• [What needs to be done]:
Without the pictures, print the lines running from the beginning of the material to the line containing "import React from", both ends included.

• [Available data]:
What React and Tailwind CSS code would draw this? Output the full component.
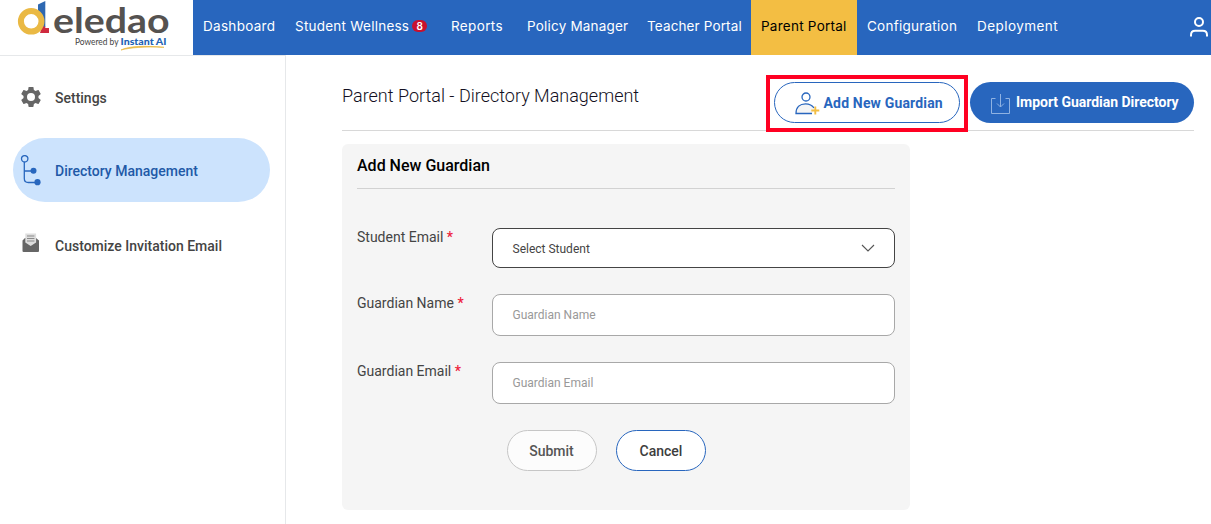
import React from "react";

const nav = [
  { label: "Dashboard", box: "w-[92px] tracking-[0.3px]" },
  { label: "Student Wellness", box: "w-[156px] tracking-[0.23px]", badge: "8" },
  { label: "Reports", box: "w-[76px] tracking-[0.37px]" },
  { label: "Policy Manager", box: "w-[120px] tracking-[0.2px]" },
  { label: "Teacher Portal", box: "w-[114px] tracking-[0.13px]" },
  { label: "Parent Portal", box: "w-[106px] bg-[#f3be43] text-black tracking-[0.25px]" },
  { label: "Configuration", box: "w-[110px] tracking-[0.25px]" },
  { label: "Deployment", box: "w-[101px] tracking-[0.45px]" },
];

function Logo() {
  return (
    <svg width="193" height="55" viewBox="0 0 193 55" className="shrink-0">
      <path d="M38 4.500 45.300 1v26H38z" fill="#2e68b1" />
      <path d="M42 26.500h3.300v1.500H49v5h-9z" fill="#cf2a3f" />
      <circle cx="31.200" cy="21.300" r="10.300" fill="#fff" stroke="#eab944" strokeWidth="6" />
      <text x="53" y="32.600" fontFamily="Lato, sans-serif" fontWeight="700" fontSize="34" fill="#555250" textLength="116.500" lengthAdjust="spacingAndGlyphs">eledao</text>
      <text x="75" y="44.500" fontFamily="Lato, sans-serif" fontSize="8.600" fill="#444" textLength="43.500" lengthAdjust="spacingAndGlyphs">Powered by</text>
      <text x="120.500" y="44.500" fontFamily="Lato, sans-serif" fontWeight="900" fontSize="9.800" fill="#2463b4" textLength="46" lengthAdjust="spacingAndGlyphs">Instant AI</text>
      <path d="M121 50C129 46 144 45.500 164 47.300 144 46.500 131 47.500 121 50z" fill="#eab944" stroke="#eab944" strokeWidth=".7" />
    </svg>
  );
}

function Gear() {
  return (
    <svg width="24" height="24" viewBox="0 0 24 24" fill="#666">
      <path d="M19.430 12.980c.04-.32.07-.64.07-.98s-.03-.66-.07-.98l2.110-1.650c.19-.15.24-.42.12-.64l-2-3.460c-.12-.22-.39-.3-.61-.22l-2.490 1c-.52-.4-1.080-.73-1.690-.98l-.38-2.650C14.460 2.180 14.250 2 14 2h-4c-.25 0-.46.18-.49.42l-.38 2.650c-.61.25-1.170.59-1.690.98l-2.490-1c-.23-.09-.49 0-.61.22l-2 3.460c-.13.22-.07.49.12.64l2.110 1.650c-.04.32-.07.65-.07.98s.03.66.07.98l-2.110 1.650c-.19.15-.24.42-.12.64l2 3.460c.12.22.39.3.61.22l2.490-1c.52.4 1.080.73 1.690.98l.38 2.650c.03.24.24.42.49.42h4c.25 0 .46-.18.49-.42l.38-2.650c.61-.25 1.170-.59 1.690-.98l2.490 1c.23.09.49 0 .61-.22l2-3.460c.12-.22.07-.49-.12-.64zM12 16a4 4 0 1 1 0-8 4 4 0 0 1 0 8z" />
    </svg>
  );
}

function Tree() {
  return (
    <svg width="22" height="32" viewBox="0 0 22 32" fill="none" stroke="#2867be" strokeWidth="1.300">
      <circle cx="4.700" cy="3.800" r="3.200" />
      <path d="M4.300 7v16.500q0 4 4 4H17M4.300 16H13" />
      <circle cx="13.500" cy="15.700" r="3" fill="#2867be" stroke="none" />
      <circle cx="17.500" cy="27.200" r="3.100" fill="#2867be" stroke="none" />
    </svg>
  );
}

function Mail() {
  return (
    <svg width="20" height="20" viewBox="0 0 20 20">
      <path d="M1.500 7.500 4 5h11l3 2.500V18q0 1-1 1H2.500q-1 0-1-1z" fill="#666" />
      <path d="M4.300.5h10.800V9.500L9.700 13 4.300 9.500z" fill="#dedede" />
      <path d="M6 3h7.400M6 5.500h7.400M6 8h7.400" stroke="#8a8a8a" strokeWidth="1" />
    </svg>
  );
}

const Required = () => <span className="text-[#ee1c3c] font-medium">*</span>;

export default function App() {
  return (
    <div className="flex h-[524px] w-[1211px] flex-col overflow-hidden bg-white font-['Roboto',sans-serif] text-[#444]">
      <header className="flex h-[55px] shrink-0">
        <Logo />
        <nav className="flex flex-1 bg-[#2866be] font-['Inter',sans-serif] text-[13.5px] font-normal text-white">
          {nav.map((n) => (
            <div key={n.label} className={`flex shrink-0 items-center whitespace-nowrap pb-[3px] pl-[10px] ${n.box}`}>
              <span>{n.label}</span>
              {n.badge && (
                <span className="ml-[3px] flex h-3 w-[15px] items-center justify-center rounded-full bg-[#c8102e] text-[10px] font-semibold tracking-normal">
                  {n.badge}
                </span>
              )}
            </div>
          ))}
          <svg className="ml-auto mt-4 shrink-0" width="22" height="22" viewBox="0 0 22 22" fill="none" stroke="#fff" strokeWidth="2">
            <circle cx="10" cy="6" r="4" />
            <path d="M2 20.500V19q0-4.200 4.200-4.200h7.600Q18 14.800 18 19v1.500" />
          </svg>
        </nav>
      </header>

      <div className="flex flex-1">
        <aside className="flex w-[286px] shrink-0 flex-col border-r border-t border-[#e6e8ea] pl-[13px] text-sm font-medium">
          <div className="mt-[10px] flex h-16 items-center">
            <span className="flex w-[42px] pb-[2px] pl-[6px]"><Gear /></span>
            <span>Settings</span>
          </div>
          <div className="mt-2 flex h-16 w-[257px] items-center rounded-[32px] bg-[#cce3fd] text-[#2159a7]">
            <span className="flex w-[42px] pl-[7px] pt-[2px]"><Tree /></span>
            <span className="pt-[2px]">Directory Management</span>
          </div>
          <div className="mt-[10px] flex h-16 items-center">
            <span className="flex w-[42px] pb-[2px] pl-2"><Mail /></span>
            <span className="pt-[4px]">Customize Invitation Email</span>
          </div>
        </aside>

        <main className="flex-1 pl-14 pr-[17px]">
          <div className="flex h-[76px] justify-between border-b border-[#d8d8d8]">
            <h1 className="pt-[28px] text-[18px] font-light leading-[26px] text-[#120f22]">Parent Portal - Directory Management</h1>
            <div className="flex pt-5">
              <div className="flex h-[57px] w-[202px] justify-center border-4 border-[#ff0022] pt-[3px]">
                <button className="flex h-[41px] w-[186px] items-center whitespace-nowrap rounded-full border border-[#2866be] bg-white pl-5 text-sm font-bold tracking-[0.17px] text-[#2866be]">
                  <svg className="mr-[3.5px] mt-[3px] shrink-0" width="25" height="24" viewBox="0 0 25 24" fill="none" stroke="#2866be" strokeWidth="1.300">
                    <circle cx="11" cy="5" r="4" />
                    <path d="M17 21.500H1C1 15 5 11.800 10.500 11.800c4.500 0 7 1.800 8.500 4.200" fill="#f5f5f5" />
                    <path d="M20.300 14.500v8M16.300 18.500h8" stroke="#f3be43" strokeWidth="1.900" />
                  </svg>
                  Add New Guardian
                </button>
              </div>
              <button className="ml-[2px] mt-[7px] flex h-[41px] w-[224px] items-center whitespace-nowrap rounded-full bg-[#2866be] pb-px pl-5 text-sm font-bold tracking-[-0.03px] text-white">
                <svg className="mr-[5px] mt-1 shrink-0" width="21" height="22" viewBox="0 0 21 22" fill="none" stroke="#8fb2e2">
                  <path d="M5.500 5.500h-4v15h18v-15h-4M10.500 1v13M7 10.500l3.500 3.500 3.500-3.500" />
                </svg>
                Import Guardian Directory
              </button>
            </div>
          </div>

          <section className="mt-[13px] h-[366px] w-[568px] rounded-md bg-[#f5f5f5] px-[15px]">
            <h2 className="h-[45px] border-b border-[#d2d2d2] pt-[10px] text-base font-medium leading-6 text-black">Add New Guardian</h2>
            <div className="mt-[39px] flex">
              <label className="w-[135px] text-sm leading-[18px]">Student Email <Required /></label>
              <div className="flex h-10 w-[403px] items-center justify-between rounded-lg border border-[#444] bg-white pl-[19.5px] pr-[19px] pt-px text-xs">
                Select Student
                <svg className="-mt-px" width="14" height="8" viewBox="0 0 14 8" fill="none" stroke="#555" strokeWidth="1.100"><path d="M1 1l6 6 6-6" /></svg>
              </div>
            </div>
            <div className="mt-[26px] flex">
              <label className="w-[135px] text-sm leading-[18px]">Guardian Name <Required /></label>
              <div className="flex h-[42px] w-[403px] items-center rounded-lg border border-[#a8a8a8] bg-white pl-[19.5px] text-xs text-[#999]">Guardian Name</div>
            </div>
            <div className="mt-[26px] flex">
              <label className="w-[135px] text-sm leading-[18px]">Guardian Email <Required /></label>
              <div className="flex h-[42px] w-[403px] items-center rounded-lg border border-[#a8a8a8] bg-white pl-[19.5px] text-xs text-[#999]">Guardian Email</div>
            </div>
            <div className="mt-[26px] flex gap-[19px] pl-[150px] text-sm font-medium">
              <button className="h-[41px] w-[90px] rounded-full border border-[#c6c6c6] bg-[#fcfcfc] pr-px text-[#555]">Submit</button>
              <button className="h-[41px] w-[90px] rounded-full border border-[#2866be] bg-white text-[#3d3d3d]">Cancel</button>
            </div>
          </section>
        </main>
      </div>
    </div>
  );
}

• [Task solution]:
What React and Tailwind CSS code would draw this? Output the full component.
import React from "react";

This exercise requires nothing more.